Jaja, ich weiß, manche/r hätte gern mehr Fotos aus Shanghai und von unterwegs gesehen ... insgesamt sind in den vergangenen dreieinhalb Jahren ca. 45.000 Stück entstanden. Aber das hat man eben nur zum Teil meiner Faulheit zu verdanken - zu einem mindestens genau so großen Teil der chinesischen Regierung mit ihrer "great firewall". Hoch lebe das freie Internet!


Wer weiterhin meine Bemerkungen über Gott und die Welt lesen möchte, klickt bitte hier:
Das neue Jahr des Schweins

Wenn ich es schaffe, gibt es hier übrigens auch noch Updates, und zwar aus den bisher unveröffentlichten Reisetagebuchnotizen.

Mittwoch, 21. Oktober 2009

Freitag, 16. Oktober 2009: Vier Tempel (die anderen beiden)
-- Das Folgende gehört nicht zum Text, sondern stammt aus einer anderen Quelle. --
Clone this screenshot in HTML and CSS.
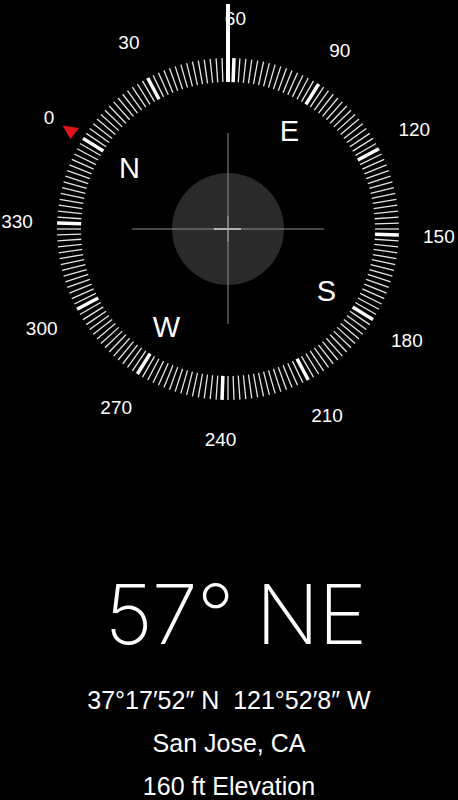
FILE: index.html
```html
<!DOCTYPE html>
<html lang="en">
<head>
    <meta charset="UTF-8">
    <meta name="viewport" content="width=device-width, initial-scale=1.0">
    <title>Compass</title>
    <link rel="stylesheet" href="styles.css">
</head>
<body>
    <div class="compass">
        <svg id="dial" width="458" height="458" viewBox="0 0 458 458">
            <g id="ticks"></g>
            <g id="labels"></g>
            <circle class="bubble" cx="228" cy="229" r="56"></circle>
            <line class="cross" x1="132" y1="229" x2="324" y2="229"></line>
            <line class="cross" x1="228" y1="133" x2="228" y2="324"></line>
            <line class="cross-mid" x1="214" y1="229" x2="241" y2="229"></line>
            <line class="cross-mid faint" x1="228" y1="216" x2="228" y2="242"></line>
            <line class="needle" x1="228" y1="4" x2="228" y2="82"></line>
            <polygon class="marker" points="62.5,125.5 79,128 70.5,139"></polygon>
        </svg>
    </div>

    <div class="reading">
        <div class="heading">57° NE</div>
        <div class="line coords">37°17′52″ N&nbsp; 121°52′8″ W</div>
        <div class="line">San Jose, CA</div>
        <div class="line">160 ft Elevation</div>
    </div>

    <script>
        const ns = 'http://www.w3.org/2000/svg'
        const cx = 228
        const cy = 229
        const rot = -58

        const ticks = document.getElementById('ticks')
        const labels = document.getElementById('labels')

        for (let d = 0; d < 360; d += 2) {
            let t = document.createElementNS(ns, 'line')
            t.setAttribute('x1', cx)
            t.setAttribute('y1', cy - 171)
            t.setAttribute('x2', cx)
            t.setAttribute('y2', cy - 147)
            t.setAttribute('transform', `rotate(${d + rot} ${cx} ${cy})`)
            t.setAttribute('class', d % 30 === 0 ? 'tick major' : 'tick')
            ticks.appendChild(t)
        }

        const addText = (txt, deg, r, cls) => {
            let a = (deg + rot) * Math.PI / 180
            let el = document.createElementNS(ns, 'text')
            el.setAttribute('x', (cx + r * Math.sin(a)).toFixed(1))
            el.setAttribute('y', (cy - r * Math.cos(a)).toFixed(1))
            el.setAttribute('class', cls)
            el.textContent = txt
            labels.appendChild(el)
        }

        for (let d = 0; d < 360; d += 30) {
            addText(String(d), d, 211, 'deg')
        }

        const points = [['N', 0], ['E', 90], ['S', 180], ['W', 270]]
        points.forEach(p => addText(p[0], p[1], 116, 'cardinal'))
    </script>
</body>
</html>
```

FILE: styles.css
```css
body{
    margin: 0;
    background-color: #000;
    color: #fff;
    font-family: "Liberation Sans", Arial, sans-serif;
}
div.compass{
    height: 458px;
}
svg{
    display: block;
}
.tick{
    stroke: #e6e6e6;
    stroke-width: 1.3;
}
.tick.major{
    stroke: #fff;
    stroke-width: 3.5;
}
text{
    fill: #fff;
    text-anchor: middle;
    dominant-baseline: central;
    font-family: "Liberation Sans", Arial, sans-serif;
}
text.deg{
    font-size: 19px;
}
text.cardinal{
    font-size: 29px;
}
.bubble{
    fill: #2a2a2a;
}
.cross{
    stroke: #8c8c8c;
    stroke-width: 1;
}
.cross-mid{
    stroke: #d0d0d0;
    stroke-width: 1.5;
}
.cross-mid.faint{
    stroke: #a0a0a0;
    stroke-width: 1;
}
.needle{
    stroke: #fff;
    stroke-width: 4;
}
.marker{
    fill: #e3141c;
}
div.reading{
    margin-top: 106px;
    text-align: center;
}
div.heading{
    font-family: Inter, Roboto, sans-serif;
    font-weight: 200;
    font-size: 83px;
    line-height: 100px;
    letter-spacing: -1px;
    padding-left: 13px;
    margin-bottom: 15px;
}
div.line{
    font-size: 25px;
    line-height: 43px;
}
```
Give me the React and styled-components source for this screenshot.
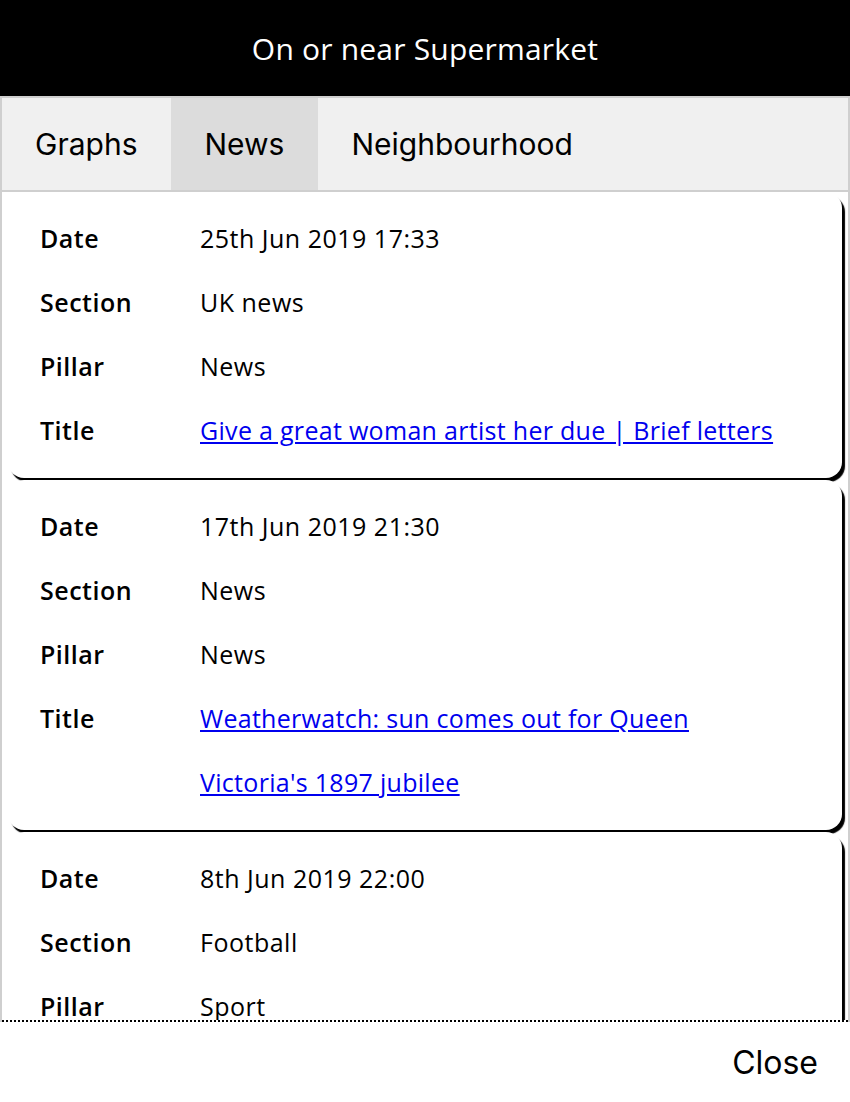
import React from 'react';
import styled, { createGlobalStyle } from 'styled-components';

const GlobalStyle = createGlobalStyle`
  html, body {
    margin: 0;
    padding: 0;
    background: #fff;
  }
  body {
    font-family: "Open Sans", "Noto Sans", sans-serif;
    color: #000;
  }
`;

const Page = styled.div`
  display: flex;
  flex-direction: column;
  height: 1102px;
  width: 850px;
  overflow: hidden;
`;

const Header = styled.div`
  height: 96px;
  flex: 0 0 96px;
  background: #000;
  color: #fff;
  display: flex;
  align-items: center;
  justify-content: center;
  font-family: "Open Sans", sans-serif;
  font-size: 30px;
  letter-spacing: 0.2px;
`;

const Panel = styled.div`
  flex: 1;
  display: flex;
  flex-direction: column;
  min-height: 0;
  border: 2px solid #cfcfcf;
  border-bottom: none;
`;

const Tabs = styled.div`
  display: flex;
  height: 92px;
  flex: 0 0 92px;
  background: #f0f0f0;
  border-bottom: 2px solid #cfcfcf;
`;

const Tab = styled.div`
  display: flex;
  align-items: center;
  padding: 0 34px 0 33px;
  font-family: Inter, sans-serif;
  font-size: 30px;
  background: ${p => (p.active ? '#dcdcdc' : 'transparent')};
`;

const Scroller = styled.div`
  flex: 1;
  min-height: 0;
  overflow: hidden;
  padding: 0 6px;
  border-bottom: 2px dotted #000;
`;

const Card = styled.div`
  background: #fff;
  border-radius: 16px;
  box-shadow: 3px 4px 1px #000;
  padding: 14px 0 16px 32px;
  margin-bottom: 2px;
`;

const Row = styled.div`
  display: grid;
  grid-template-columns: 160px 1fr;
  font-size: 25px;
  line-height: 64px;
  letter-spacing: 0.5px;
`;

const Label = styled.div`
  font-weight: 600;
`;

const Value = styled.div`
  padding-right: 45px;
`;

const Link = styled.a`
  color: #0000ee;
  text-decoration: underline;
  letter-spacing: 0.3px;
`;

const Footer = styled.div`
  height: 80px;
  flex: 0 0 80px;
  display: flex;
  align-items: center;
  justify-content: flex-end;
  padding-right: 32px;
  font-family: Inter, sans-serif;
  font-size: 32px;
`;

const articles = [
  {
    date: '25th Jun 2019 17:33',
    section: 'UK news',
    pillar: 'News',
    title: 'Give a great woman artist her due | Brief letters',
  },
  {
    date: '17th Jun 2019 21:30',
    section: 'News',
    pillar: 'News',
    title: "Weatherwatch: sun comes out for Queen Victoria's 1897 jubilee",
  },
  {
    date: '8th Jun 2019 22:00',
    section: 'Football',
    pillar: 'Sport',
    title: 'Football',
  },
];

const App = () => (
  <React.Fragment>
    <GlobalStyle />
    <Page>
      <Header>On or near Supermarket</Header>
      <Panel>
        <Tabs>
          <Tab>Graphs</Tab>
          <Tab active>News</Tab>
          <Tab>Neighbourhood</Tab>
        </Tabs>
        <Scroller>
          {articles.map(a => (
            <Card key={a.date}>
              <Row>
                <Label>Date</Label>
                <Value>{a.date}</Value>
              </Row>
              <Row>
                <Label>Section</Label>
                <Value>{a.section}</Value>
              </Row>
              <Row>
                <Label>Pillar</Label>
                <Value>{a.pillar}</Value>
              </Row>
              <Row>
                <Label>Title</Label>
                <Value>
                  <Link href="#">{a.title}</Link>
                </Value>
              </Row>
            </Card>
          ))}
        </Scroller>
      </Panel>
      <Footer>Close</Footer>
    </Page>
  </React.Fragment>
);

export default App;
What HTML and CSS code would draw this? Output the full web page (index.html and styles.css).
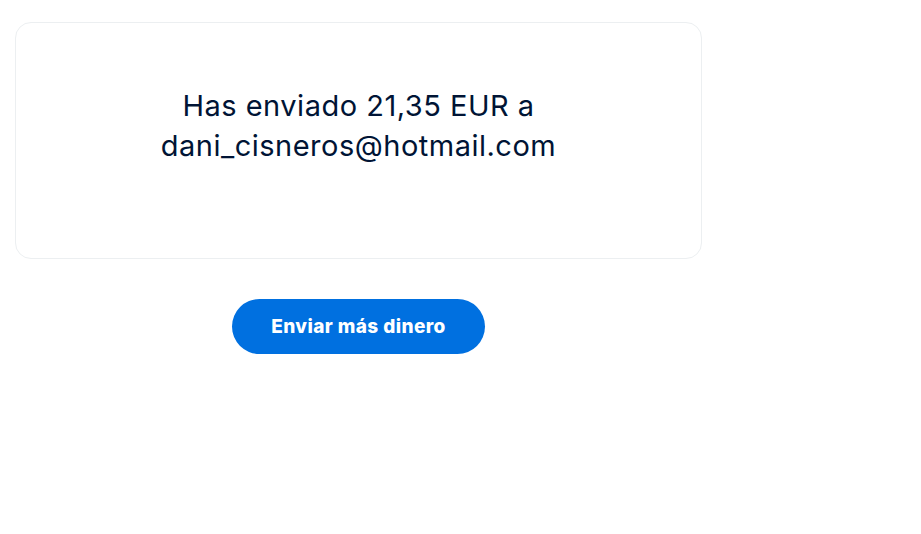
FILE: index.html
```html
<!DOCTYPE html>
<html lang="es">
<head>
  <meta charset="UTF-8">
  <meta name="viewport" content="width=device-width, initial-scale=1.0">
  <title>Pago enviado</title>
  <link rel="stylesheet" href="styles.css">
</head>
<body>
  <main class="wrap">
    <!-- Confirmation card -->
    <section class="card">
      <p class="msg">Has enviado 21,35 EUR a dani_cisneros@hotmail.com</p>
    </section>

    <div class="actions">
      <button class="btn-primary">Enviar más dinero</button>
    </div>
  </main>
</body>
</html>
```

FILE: styles.css
```css
body { margin: 0; background-color: #fff; font-family: Inter, "Noto Sans", Arial, sans-serif; color: #001435; }
.wrap { width: 687px; margin: 22px 0 0 15px; }
.card { box-sizing: border-box; height: 237px; border: 1px solid #eceff1; border-radius: 16px; display: flex; justify-content: center; padding: 63px 100px 0; }
.msg { margin: 0; font-size: 29px; letter-spacing: 0.5px; line-height: 40px; text-align: center; font-weight: 400; }
.actions { display: flex; justify-content: center; margin-top: 40px; }
.btn-primary { width: 253px; height: 55px; border: none; border-radius: 28px; background-color: #0070e0; color: #fff; font-family: Inter, Arial, sans-serif; font-size: 19px; font-weight: 800; letter-spacing: 0.4px; cursor: pointer; }
```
Danach nehmen wir das letzte Stueck Fahrt nach Taiyuan in Angriff, denn die
beiden verbleibenden Tempel liegen beide innerhalb der Provinzhauptstadt. Die
hat etwa 3,4 Millionen Einwohner, die alle auf den Strassen unterwegs zu sein
scheinen. Hier kommt's mir voller vor als in Shanghai, oder liegt das nur daran,
dass es in Pingyao relativ leer war?? Der Verkehr ist auch 'ne Katastrophe - wie
eben in chinesischen Grossstaedten gefahren wird. Burkhard findet es noch
chaotischer als anderswo … mag sein. Sue und der Fahrer nehmen uns mit in ein
lokales Nudelrestaurant, in dem wir vielleicht die ersten langnasigen Gaeste
ueberhaupt sind … aber wer weiss. Es gibt verschiedene Sorten Nudeln mit
verschiedenen Saucen. Nur leider kalt (nicht lauwarm, schlichtweg kalt)! Ich
haette sie lieber heiss gehabt, Burkhard erst recht. Na ja. Ansonsten schmecken
sie gut. Dazu gibt es eine Art flaches Broetchen, das mit Fleischstueckchen in
Sauce gefuellt ist - im Gegensatz zu den Nudeln ist das heiss und schmeckt
ziemlich ganz genau wie Gulasch. Wer haette das gedacht! Da sich kalte Nudeln
mit Staebchen gar nicht anders essen lassen, als dass man sie hinunterschlingt,
und da zwei Personen an einem Broetchen auch nicht lange herumzunagen brauchen
(fuers Protokoll: das Broetchen konnte man naemlich nur essen, nicht geniessen,
denn es waren gar keine Knochen drin und nicht mal Knorpel), haben wir mit
diesem Schnellimbiss recht viel Zeit gespart, so dass Sues Sorgen wegen des
Programms ploetzlich wie weggeblasen waren. Also konnten wir nun in Ruhe zu den
zwei Pagoden - shuang ta - fahren, die angeblich ein Wahrzeichen Taiyuans sind.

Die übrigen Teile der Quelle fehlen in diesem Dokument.